Not all Surrealist games require a group of players but the playful aspect of group games permeates Surrealist art and writing that has been created by individual effort. Automatic writing is the pre-eminent Surrealist game-for-one and you can find instructions at https://www.freewriterscompanion.com/howtofreewrite/. Brotchie includes another of the many possible ways of doing automatic (or free) writing in the game Simulation, much beloved by Salvador Dali, in which you write as if in an unusual mental state. Dali liked to simulate madness but what about trying to write as if in the grip of illness, drunkenness or zero gravity? As an animal, or object? Or even as another person. After all, that’s what fiction is all about…
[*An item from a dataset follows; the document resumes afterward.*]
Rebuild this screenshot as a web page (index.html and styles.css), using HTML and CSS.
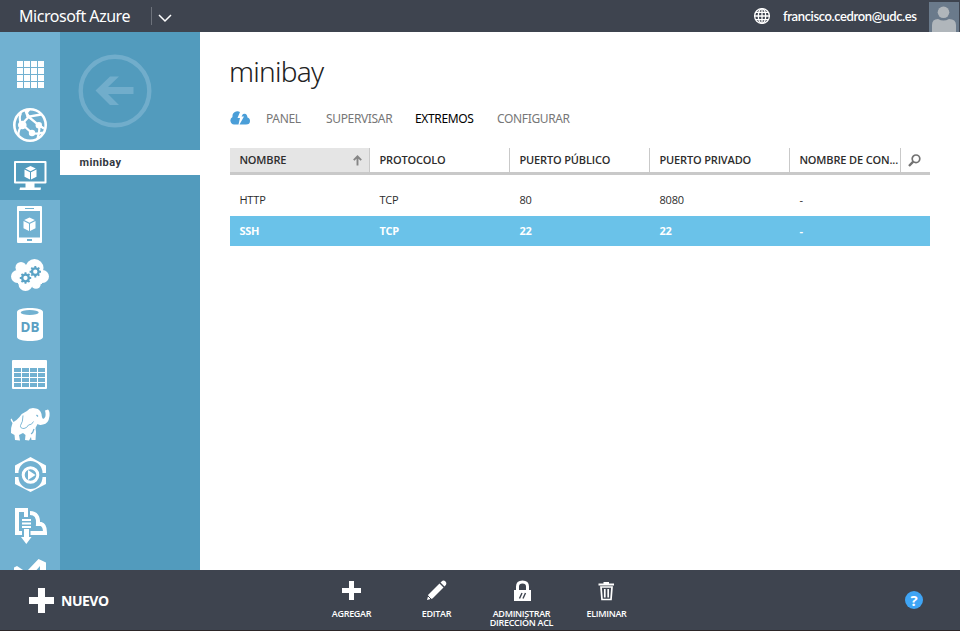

Making a story or poem can be turned into a game by following the Dada cut-up procedure. Take a magazine, newspaper or book (if you can bear to destroy it!) and cut out parts of printed sentences. Put them in a bag and shake them up. Draw them out of the bag and construct a new piece by placing them in the new order as they emerge from the bag. Or you could try a digital Dadaist poem like this Wikipedia Dadaist poem in which I cut-and-paste at random from Wikipedia pages on Beauty, Truth and Love:-
A Dadaist Wikipedia poem
An “ideal beauty” is an entity people and landscapes considered beautiful thus associated with “being of one’s hour” localizing the processing of beauty in one brain region computer generated, mathematical average of a series of faces the opposite effect was observed when the alleged crime was swindling, perhaps because jurors perceived the defendant’s attractiveness as facilitating the crime
Some philosophers view the concept of truth as basic it is still a metaphysical faith on which our faith in science rests by adulthood we have strong implicit intuitions about “truth” that form a “folk theory” of truth as Feynman said, “… if it disagrees with experiment, it is wrong” when one says ‘it’s true that it’s raining,’ one asserts no more than ‘it’s raining’
the love of a mother differs from the love of a spouse differs from the love of food romantic attraction determines what partners mates find attractive and pursue, conserving time and energy by choosing the altruistic and the narcissistic the “feeling” of love is superficial in comparison to one’s commitment to love via a series of loving actions over time Mozi, by contrast, believed people in principle should care for all people equally
In such a serious world, the openness and joy of play, with its potential for new ways of thinking and new ways to solve problems and be creative, and especially in the trust that is created by playing games with other people, surely Surrealist games should be played by all. I hope you have an imaginative, play-filled winter holiday.